━━━━━ EXERCISE MATERIALS ━━━━━
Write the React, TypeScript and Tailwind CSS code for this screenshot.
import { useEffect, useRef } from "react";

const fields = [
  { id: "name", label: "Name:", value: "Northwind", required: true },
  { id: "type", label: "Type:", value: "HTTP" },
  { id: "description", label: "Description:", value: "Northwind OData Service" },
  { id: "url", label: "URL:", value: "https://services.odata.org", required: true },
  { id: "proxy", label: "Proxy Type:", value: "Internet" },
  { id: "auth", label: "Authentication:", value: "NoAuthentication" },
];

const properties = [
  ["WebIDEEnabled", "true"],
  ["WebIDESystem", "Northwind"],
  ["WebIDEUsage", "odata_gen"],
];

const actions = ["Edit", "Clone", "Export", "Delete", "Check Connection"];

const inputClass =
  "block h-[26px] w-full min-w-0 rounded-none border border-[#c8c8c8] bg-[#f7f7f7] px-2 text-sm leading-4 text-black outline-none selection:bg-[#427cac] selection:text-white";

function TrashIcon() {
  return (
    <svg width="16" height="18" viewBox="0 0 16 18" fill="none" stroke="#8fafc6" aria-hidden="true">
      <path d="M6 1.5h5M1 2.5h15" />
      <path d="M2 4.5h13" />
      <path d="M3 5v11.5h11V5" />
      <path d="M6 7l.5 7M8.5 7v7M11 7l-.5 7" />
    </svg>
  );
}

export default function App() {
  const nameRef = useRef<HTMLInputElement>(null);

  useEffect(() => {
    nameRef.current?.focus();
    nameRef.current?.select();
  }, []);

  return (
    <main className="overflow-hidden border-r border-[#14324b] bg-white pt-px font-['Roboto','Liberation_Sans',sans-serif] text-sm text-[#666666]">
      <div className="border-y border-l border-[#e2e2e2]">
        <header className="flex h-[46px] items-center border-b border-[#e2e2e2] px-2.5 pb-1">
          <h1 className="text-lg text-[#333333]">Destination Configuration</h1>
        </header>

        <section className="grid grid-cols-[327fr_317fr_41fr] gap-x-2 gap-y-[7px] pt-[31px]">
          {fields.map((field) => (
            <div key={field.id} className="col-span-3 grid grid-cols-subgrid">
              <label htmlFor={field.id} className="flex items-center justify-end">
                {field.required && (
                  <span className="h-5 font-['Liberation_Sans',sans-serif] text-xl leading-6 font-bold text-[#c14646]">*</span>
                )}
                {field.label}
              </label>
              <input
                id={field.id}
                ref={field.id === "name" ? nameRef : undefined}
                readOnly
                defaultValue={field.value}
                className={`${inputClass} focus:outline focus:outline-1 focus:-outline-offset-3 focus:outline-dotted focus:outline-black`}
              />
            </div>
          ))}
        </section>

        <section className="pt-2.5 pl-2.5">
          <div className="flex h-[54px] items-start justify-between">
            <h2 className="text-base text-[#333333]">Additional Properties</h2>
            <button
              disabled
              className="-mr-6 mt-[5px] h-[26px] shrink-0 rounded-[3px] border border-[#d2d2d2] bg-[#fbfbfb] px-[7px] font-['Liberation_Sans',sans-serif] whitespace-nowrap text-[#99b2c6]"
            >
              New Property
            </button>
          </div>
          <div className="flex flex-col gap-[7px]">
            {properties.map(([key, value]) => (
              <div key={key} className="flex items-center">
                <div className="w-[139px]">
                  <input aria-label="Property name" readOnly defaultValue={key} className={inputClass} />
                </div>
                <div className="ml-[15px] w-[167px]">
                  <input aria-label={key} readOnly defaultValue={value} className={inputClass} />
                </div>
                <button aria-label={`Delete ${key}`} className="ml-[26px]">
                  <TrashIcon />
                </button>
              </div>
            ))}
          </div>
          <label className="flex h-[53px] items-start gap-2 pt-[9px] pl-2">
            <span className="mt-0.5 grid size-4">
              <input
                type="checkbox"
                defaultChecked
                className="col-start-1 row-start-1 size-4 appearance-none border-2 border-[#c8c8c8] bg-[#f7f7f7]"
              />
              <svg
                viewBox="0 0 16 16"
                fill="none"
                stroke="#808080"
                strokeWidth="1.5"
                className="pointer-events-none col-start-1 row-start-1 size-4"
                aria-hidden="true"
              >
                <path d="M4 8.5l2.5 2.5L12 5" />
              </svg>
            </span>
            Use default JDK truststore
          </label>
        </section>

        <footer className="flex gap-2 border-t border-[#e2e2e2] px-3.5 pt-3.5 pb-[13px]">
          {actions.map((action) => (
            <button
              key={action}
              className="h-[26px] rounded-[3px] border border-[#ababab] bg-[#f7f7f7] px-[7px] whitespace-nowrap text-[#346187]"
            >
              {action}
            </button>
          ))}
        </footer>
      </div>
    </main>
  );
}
━━━━━
━━━━━ EXERCISE MATERIALS ━━━━━
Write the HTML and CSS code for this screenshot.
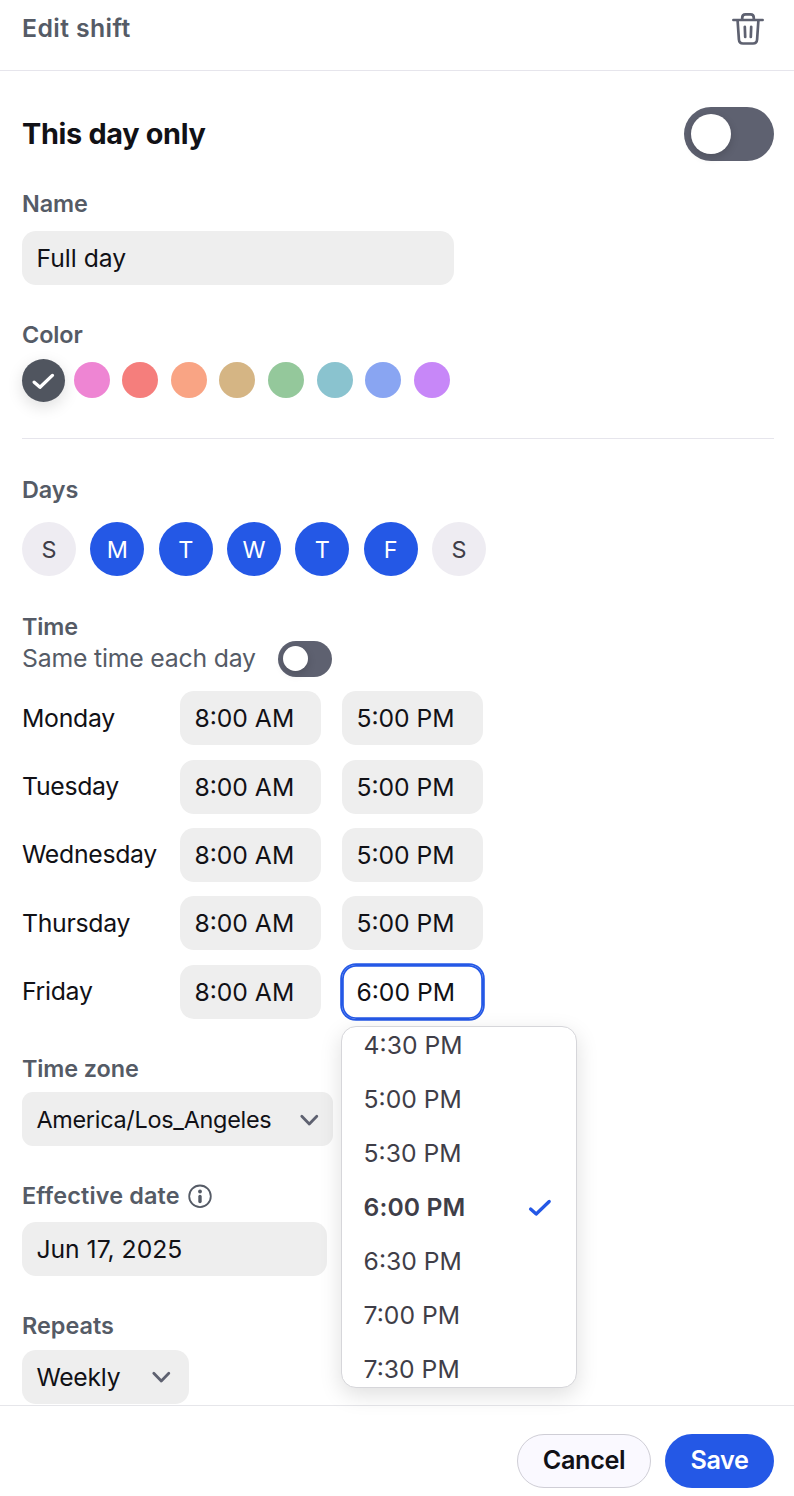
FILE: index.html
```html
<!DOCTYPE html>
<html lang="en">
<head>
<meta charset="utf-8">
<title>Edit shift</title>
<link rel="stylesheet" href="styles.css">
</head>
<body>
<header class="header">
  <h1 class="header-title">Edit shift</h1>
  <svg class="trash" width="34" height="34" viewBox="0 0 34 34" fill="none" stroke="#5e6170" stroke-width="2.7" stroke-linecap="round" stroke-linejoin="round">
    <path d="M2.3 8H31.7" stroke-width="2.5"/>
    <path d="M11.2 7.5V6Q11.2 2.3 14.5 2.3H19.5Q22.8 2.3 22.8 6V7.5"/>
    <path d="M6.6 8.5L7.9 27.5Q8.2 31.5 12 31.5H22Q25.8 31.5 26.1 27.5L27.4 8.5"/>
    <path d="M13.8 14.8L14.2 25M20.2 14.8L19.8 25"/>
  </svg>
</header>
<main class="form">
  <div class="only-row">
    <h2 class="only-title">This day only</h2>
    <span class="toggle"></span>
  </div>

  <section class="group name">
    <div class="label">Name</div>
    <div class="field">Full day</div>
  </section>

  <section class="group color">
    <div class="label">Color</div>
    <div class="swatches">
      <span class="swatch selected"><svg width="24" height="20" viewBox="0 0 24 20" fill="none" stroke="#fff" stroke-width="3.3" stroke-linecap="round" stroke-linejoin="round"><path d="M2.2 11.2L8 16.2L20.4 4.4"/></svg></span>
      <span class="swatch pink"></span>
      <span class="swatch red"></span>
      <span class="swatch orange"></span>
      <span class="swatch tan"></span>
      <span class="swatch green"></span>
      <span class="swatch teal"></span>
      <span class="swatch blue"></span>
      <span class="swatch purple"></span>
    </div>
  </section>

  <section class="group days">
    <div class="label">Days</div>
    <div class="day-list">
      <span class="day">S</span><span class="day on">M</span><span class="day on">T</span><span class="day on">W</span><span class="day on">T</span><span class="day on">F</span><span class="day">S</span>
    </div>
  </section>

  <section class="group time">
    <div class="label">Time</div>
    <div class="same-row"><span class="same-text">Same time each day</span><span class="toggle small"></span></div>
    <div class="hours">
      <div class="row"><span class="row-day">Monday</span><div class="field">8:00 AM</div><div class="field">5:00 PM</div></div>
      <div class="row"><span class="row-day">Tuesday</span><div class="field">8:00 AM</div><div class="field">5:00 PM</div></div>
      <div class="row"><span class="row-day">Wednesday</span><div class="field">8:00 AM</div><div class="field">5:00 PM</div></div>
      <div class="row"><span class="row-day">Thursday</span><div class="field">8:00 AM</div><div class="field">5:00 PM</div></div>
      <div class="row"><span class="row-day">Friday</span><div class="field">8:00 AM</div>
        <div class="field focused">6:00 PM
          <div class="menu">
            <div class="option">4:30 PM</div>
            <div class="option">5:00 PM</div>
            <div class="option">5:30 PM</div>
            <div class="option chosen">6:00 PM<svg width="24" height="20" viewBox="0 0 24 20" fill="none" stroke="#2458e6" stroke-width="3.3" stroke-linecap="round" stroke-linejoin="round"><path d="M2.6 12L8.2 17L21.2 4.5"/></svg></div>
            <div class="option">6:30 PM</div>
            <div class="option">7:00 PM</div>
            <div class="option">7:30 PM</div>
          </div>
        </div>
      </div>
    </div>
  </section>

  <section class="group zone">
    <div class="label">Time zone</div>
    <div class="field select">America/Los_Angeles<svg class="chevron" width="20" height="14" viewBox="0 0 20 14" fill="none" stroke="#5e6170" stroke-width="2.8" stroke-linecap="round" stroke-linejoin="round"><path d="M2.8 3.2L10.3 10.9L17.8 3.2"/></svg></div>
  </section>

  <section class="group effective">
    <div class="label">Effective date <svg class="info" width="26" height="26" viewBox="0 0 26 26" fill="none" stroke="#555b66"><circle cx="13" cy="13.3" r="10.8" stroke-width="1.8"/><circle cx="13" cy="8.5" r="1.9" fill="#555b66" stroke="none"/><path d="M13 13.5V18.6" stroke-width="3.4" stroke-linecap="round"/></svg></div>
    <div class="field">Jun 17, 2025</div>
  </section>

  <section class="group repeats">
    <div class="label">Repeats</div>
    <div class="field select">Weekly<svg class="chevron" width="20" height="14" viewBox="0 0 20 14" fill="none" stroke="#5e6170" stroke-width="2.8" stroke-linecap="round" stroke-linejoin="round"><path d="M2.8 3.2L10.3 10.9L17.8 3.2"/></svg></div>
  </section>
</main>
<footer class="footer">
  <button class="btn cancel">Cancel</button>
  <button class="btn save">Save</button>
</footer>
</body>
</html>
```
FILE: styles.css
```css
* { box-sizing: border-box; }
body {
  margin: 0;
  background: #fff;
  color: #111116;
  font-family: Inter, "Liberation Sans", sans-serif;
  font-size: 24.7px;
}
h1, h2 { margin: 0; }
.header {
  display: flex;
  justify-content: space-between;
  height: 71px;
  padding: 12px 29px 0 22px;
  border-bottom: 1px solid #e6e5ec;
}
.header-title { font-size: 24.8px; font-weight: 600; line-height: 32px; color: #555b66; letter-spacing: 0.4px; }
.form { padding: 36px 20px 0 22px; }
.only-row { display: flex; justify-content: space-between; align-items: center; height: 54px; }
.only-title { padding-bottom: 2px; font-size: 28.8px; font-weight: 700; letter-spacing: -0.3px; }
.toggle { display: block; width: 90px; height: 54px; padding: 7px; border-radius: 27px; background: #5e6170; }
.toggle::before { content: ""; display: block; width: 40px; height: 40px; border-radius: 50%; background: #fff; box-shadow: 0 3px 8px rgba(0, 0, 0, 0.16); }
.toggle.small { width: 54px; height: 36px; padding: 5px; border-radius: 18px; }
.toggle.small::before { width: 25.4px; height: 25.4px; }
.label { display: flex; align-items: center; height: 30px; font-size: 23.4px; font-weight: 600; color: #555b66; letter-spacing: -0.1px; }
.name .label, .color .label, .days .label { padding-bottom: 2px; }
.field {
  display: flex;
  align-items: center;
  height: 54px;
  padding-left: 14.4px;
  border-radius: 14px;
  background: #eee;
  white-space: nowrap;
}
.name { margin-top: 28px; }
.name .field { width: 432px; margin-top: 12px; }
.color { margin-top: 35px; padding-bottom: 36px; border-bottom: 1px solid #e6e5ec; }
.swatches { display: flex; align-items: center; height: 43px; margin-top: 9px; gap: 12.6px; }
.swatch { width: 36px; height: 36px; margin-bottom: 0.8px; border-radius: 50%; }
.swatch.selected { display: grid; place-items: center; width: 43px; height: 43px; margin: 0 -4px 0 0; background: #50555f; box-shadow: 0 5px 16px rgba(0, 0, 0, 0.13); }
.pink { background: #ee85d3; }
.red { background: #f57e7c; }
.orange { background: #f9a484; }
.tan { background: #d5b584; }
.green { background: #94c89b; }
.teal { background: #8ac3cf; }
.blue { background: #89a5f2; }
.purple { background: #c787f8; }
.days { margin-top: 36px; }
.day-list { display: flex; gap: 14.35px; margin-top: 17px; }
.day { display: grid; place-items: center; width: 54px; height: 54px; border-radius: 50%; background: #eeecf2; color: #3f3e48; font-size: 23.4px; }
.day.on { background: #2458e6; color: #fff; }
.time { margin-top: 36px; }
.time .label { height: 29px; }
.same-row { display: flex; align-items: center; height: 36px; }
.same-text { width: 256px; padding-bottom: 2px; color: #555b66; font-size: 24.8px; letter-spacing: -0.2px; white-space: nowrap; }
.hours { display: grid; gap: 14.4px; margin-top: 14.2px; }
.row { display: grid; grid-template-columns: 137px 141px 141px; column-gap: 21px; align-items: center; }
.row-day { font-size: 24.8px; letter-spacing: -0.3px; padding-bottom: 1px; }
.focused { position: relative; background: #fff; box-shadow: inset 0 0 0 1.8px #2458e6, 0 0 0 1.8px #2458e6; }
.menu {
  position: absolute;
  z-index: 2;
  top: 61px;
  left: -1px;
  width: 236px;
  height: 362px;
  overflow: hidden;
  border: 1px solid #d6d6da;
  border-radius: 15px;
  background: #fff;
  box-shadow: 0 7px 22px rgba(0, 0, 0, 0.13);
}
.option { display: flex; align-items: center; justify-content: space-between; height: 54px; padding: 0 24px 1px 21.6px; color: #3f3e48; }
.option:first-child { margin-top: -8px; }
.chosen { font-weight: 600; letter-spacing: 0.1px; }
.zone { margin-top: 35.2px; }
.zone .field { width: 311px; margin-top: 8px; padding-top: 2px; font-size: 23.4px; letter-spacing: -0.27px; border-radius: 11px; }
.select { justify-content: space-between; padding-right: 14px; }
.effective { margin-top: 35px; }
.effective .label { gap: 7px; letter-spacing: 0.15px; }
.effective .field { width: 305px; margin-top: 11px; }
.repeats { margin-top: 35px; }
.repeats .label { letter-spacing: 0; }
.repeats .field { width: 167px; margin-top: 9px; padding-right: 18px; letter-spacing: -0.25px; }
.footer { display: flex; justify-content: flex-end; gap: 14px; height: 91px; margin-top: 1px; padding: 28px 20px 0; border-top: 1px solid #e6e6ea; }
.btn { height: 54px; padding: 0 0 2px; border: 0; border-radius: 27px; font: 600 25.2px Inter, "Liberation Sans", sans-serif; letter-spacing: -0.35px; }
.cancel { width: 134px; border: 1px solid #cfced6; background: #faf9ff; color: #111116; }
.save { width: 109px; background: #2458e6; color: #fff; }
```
━━━━━
Look over the listing. Pull out every line with the string "code" in it.

#### THE REPLY
Write the React, TypeScript and Tailwind CSS code for this screenshot.
Write the HTML and CSS code for this screenshot.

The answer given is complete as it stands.